LMNO “LEAVE MY NAME OUT”

西海岸のクルーVISIONARIESから、LMNOがソロデビュー。地味な存在ながら活動を続ける彼らに、アメリカのヒップホップ・シーンの健全な一面を見る。特別革新的でもなく、キャラ立ちするタイプでもないが、サンプリングに拘り素朴な音楽を作り続ける彼らは、実に楽しそうである。

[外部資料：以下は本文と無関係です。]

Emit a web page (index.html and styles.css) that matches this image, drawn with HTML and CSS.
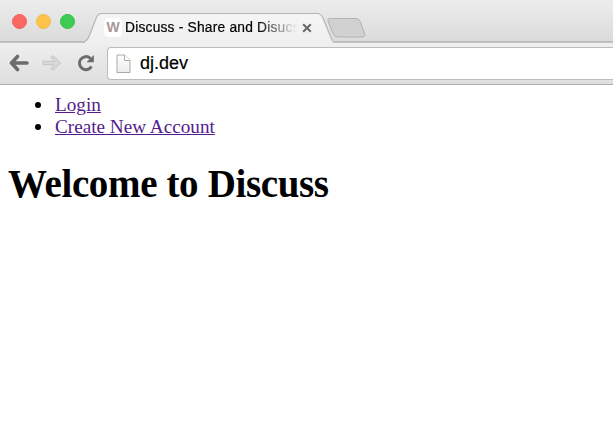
FILE: index.html
```html
<!DOCTYPE html>
<html lang="en">
<head>
<meta charset="utf-8">
<title>Discuss - Share and Disucss</title>
<link rel="stylesheet" href="styles.css">
</head>
<body>
<div class="browser">
  <header class="tabstrip">
    <div class="lights"><i class="light red"></i><i class="light yellow"></i><i class="light green"></i></div>
    <div class="tab">
      <svg class="tab-shape" width="248" height="31" viewBox="0 0 248 31">
        <defs><linearGradient id="t" x1="0" y1="0" x2="0" y2="1"><stop offset="0" stop-color="#f5f5f5"/><stop offset="1" stop-color="#efefef"/></linearGradient></defs>
        <path d="M0 31V29.500Q2.500 28.500 4 24.500L11 6.500Q13 1.500 17 1.500H232Q236 1.500 238 6L245.500 24.500Q247 28.500 248 29.500V31Z" fill="url(#t)"/>
        <path d="M-1 29.500Q2.500 28.500 4 24.500L11 6.500Q13 1.500 17 1.500H232Q236 1.500 238 6L245.500 24.500Q247 28.500 248 29.500" fill="none" stroke="#b5b5b5" stroke-width="1.200"/>
      </svg>
      <span class="favicon">W</span>
      <span class="tab-title">Discuss - Share and Disucss</span>
      <svg class="close" width="10" height="10" viewBox="0 0 10 10"><path d="M1.200 1.200l7.600 7.600M8.800 1.200l-7.600 7.600" stroke="#666" stroke-width="2"/></svg>
    </div>
    <svg class="new-tab" width="41" height="22" viewBox="0 0 41 22"><path d="M4.500 1.500H30Q33 1.500 34.500 5L38.500 16Q40 20 36 20H12Q8.500 20 7 16.500L2 4Q1 1.500 4.500 1.500Z" fill="#d1d1d1" stroke="#b2b2b2"/></svg>
  </header>
  <nav class="toolbar">
    <svg class="back" width="20" height="18" viewBox="0 0 20 18"><path d="M8.500 2.500L2.500 9L8.500 15.500M3 9H18" fill="none" stroke="#6b6b6b" stroke-width="3.600" stroke-linejoin="round" stroke-linecap="round"/></svg>
    <svg class="forward" width="20" height="18" viewBox="0 0 20 18"><path d="M11 1.500L18.500 9L11 16.500L9 14.500L12.500 10.700H1V7.300H12.500L9 3.500Z" fill="#d9d9d9" stroke="#c4c4c4" stroke-width="1" stroke-linejoin="round"/></svg>
    <svg class="reload" width="18" height="18" viewBox="0 0 18 18"><path d="M14.500 12.500A6.500 6.500 0 1 1 13.300 4.300" fill="none" stroke="#6b6b6b" stroke-width="3"/><path d="M16.800 1V8.300H9.500Z" fill="#6b6b6b"/></svg>
    <div class="omnibox">
      <svg width="15" height="20" viewBox="0 0 15 20"><defs><linearGradient id="p" x1="0" y1="0" x2="0" y2="1"><stop offset="0" stop-color="#fff"/><stop offset="1" stop-color="#ececec"/></linearGradient></defs><path d="M1 1H8.500L14 6.500V18.500H1Z" fill="url(#p)" stroke="#aaa"/><path d="M8.500 1V6.500H14" fill="#fff" stroke="#aaa"/></svg>
      <span>dj.dev</span>
    </div>
  </nav>
</div>
<main>
  <ul>
    <li><a href="#">Login</a></li>
    <li><a href="#">Create New Account</a></li>
  </ul>
  <h1>Welcome to Discuss</h1>
</main>
</body>
</html>
```
FILE: styles.css
```css
body {
  margin: 0;
  background: #fff;
  color: #000;
  font-family: "Liberation Serif", serif;
  overflow: hidden;
}
.browser {
  height: 85px;
  font-family: "Liberation Sans", sans-serif;
}
.tabstrip {
  box-sizing: border-box;
  height: 43px;
  display: flex;
  align-items: flex-start;
  background: linear-gradient(#ededed, #dadada);
  box-shadow: inset 0 -1px #c4c4c4, inset 0 -2px #b9b9b9;
}
.lights {
  display: flex;
  gap: 9px;
  width: 73px;
  padding: 14px 0 0 12px;
}
.light {
  box-sizing: border-box;
  width: 15px;
  height: 15px;
  border-radius: 50%;
}
.red { background: #fc6663; border: 1px solid #f2605d; }
.yellow { background: #fdc349; border: 1px solid #efba49; }
.green { background: #3dcb53; border: 1px solid #35bf4a; }
.tab {
  position: relative;
  box-sizing: border-box;
  width: 248px;
  height: 31px;
  margin-top: 12px;
  padding-left: 19px;
  display: flex;
  align-items: center;
  flex: none;
}
.tab-shape {
  position: absolute;
  left: 0;
  top: 0;
}
.favicon {
  position: relative;
  width: 18px;
  height: 19px;
  border-radius: 5px;
  background: #fff;
  color: #ab9797;
  font: bold 14px/19px "Liberation Sans", sans-serif;
  text-align: center;
}
.tab-title {
  position: relative;
  width: 172px;
  margin-left: 3px;
  overflow: hidden;
  white-space: nowrap;
  font-size: 13.800px;
  letter-spacing: .2px;
  line-height: 20px;
  -webkit-text-stroke: .2px #000;
  -webkit-mask-image: linear-gradient(to right, #000 132px, transparent 172px);
  mask-image: linear-gradient(to right, #000 132px, transparent 172px);
}
.close {
  position: relative;
  margin-left: 5px;
}
.new-tab {
  margin: 17px 0 0 -7px;
  position: relative;
}
.toolbar {
  box-sizing: border-box;
  height: 42px;
  display: flex;
  align-items: center;
  padding-left: 9px;
  background: linear-gradient(#efefef, #dedede);
  border-bottom: 1px solid #acacac;
}
.back, .forward, .reload { margin-bottom: 2px; }
.forward { margin-left: 13px; }
.reload { margin-left: 15px; }
.omnibox {
  box-sizing: border-box;
  flex: 1;
  height: 33px;
  margin-left: 12px;
  padding-left: 8px;
  display: flex;
  align-items: center;
  gap: 9px;
  background: #fff;
  border: 1px solid #bcbcbc;
  border-right: 0;
  border-radius: 4px 0 0 4px;
  font-size: 18px;
  -webkit-text-stroke: .2px #000;
}
main { padding: 9px 8px 0; }
ul {
  margin: 0;
  padding-left: 47px;
  font-size: 19.200px;
  line-height: 21.500px;
  list-style: none;
}
li::before {
  content: "";
  display: inline-block;
  width: 6px;
  height: 6px;
  margin: 0 14px 3px -20px;
  border-radius: 50%;
  background: #000;
}
a {
  color: #551a8b;
  text-decoration: underline;
}
h1 {
  margin: 24px 0 0;
  font-size: 39px;
  line-height: 46px;
  letter-spacing: -.36px;
}
```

冒頭の”1ST THINGS FIRST”では、神やヒップホップへの思いをキック。ピアノループがドープなトラックを手掛けるのはKEY KOOL。彼は、ウッドベースが独特なラヴソング”NATURAL BEAUTY”でも質の高いトラックを提供している。EVIDENCEは”GRIN & BEAR IT”で、ミニマムながら奥行きのある音作りで新境地を開いている。”RADIANT”での弦楽器使いも実に上手く、自分のグループDILATED PEOPLEでの仕事以上に気合が入っている様だ。だが、最も印象的な仕事を残しているのは、SWOLLEN MEMBERSのROB THE VIKINGだ。アルバムのベスト”INVIGORATING”での幻想的なトラックは実に素晴らしい。が、”ALWAYS”でのストリングス使いはアベレージ。

音の話ばかりになったが、主役のLMNOのラップも悪くない。ライムの端々に登場する神への感謝の言葉から察するに、かなり信心深い人物のようだが。宗教の元に一つになれば争いは無くなる、といったメッセージが目立っている。他のトピックには、恋愛モノやサッカーMCモノ、ストーリーモノ等、極めて基本に忠実だ。

全体的に、小粒ではあるが良質のヒップホップ・アルバムだ。聴かなくても困らないけど、聴いても困らないよ。極端なアーティストもいいが、彼らのような真ん中に位置するアーテストもお忘れなく。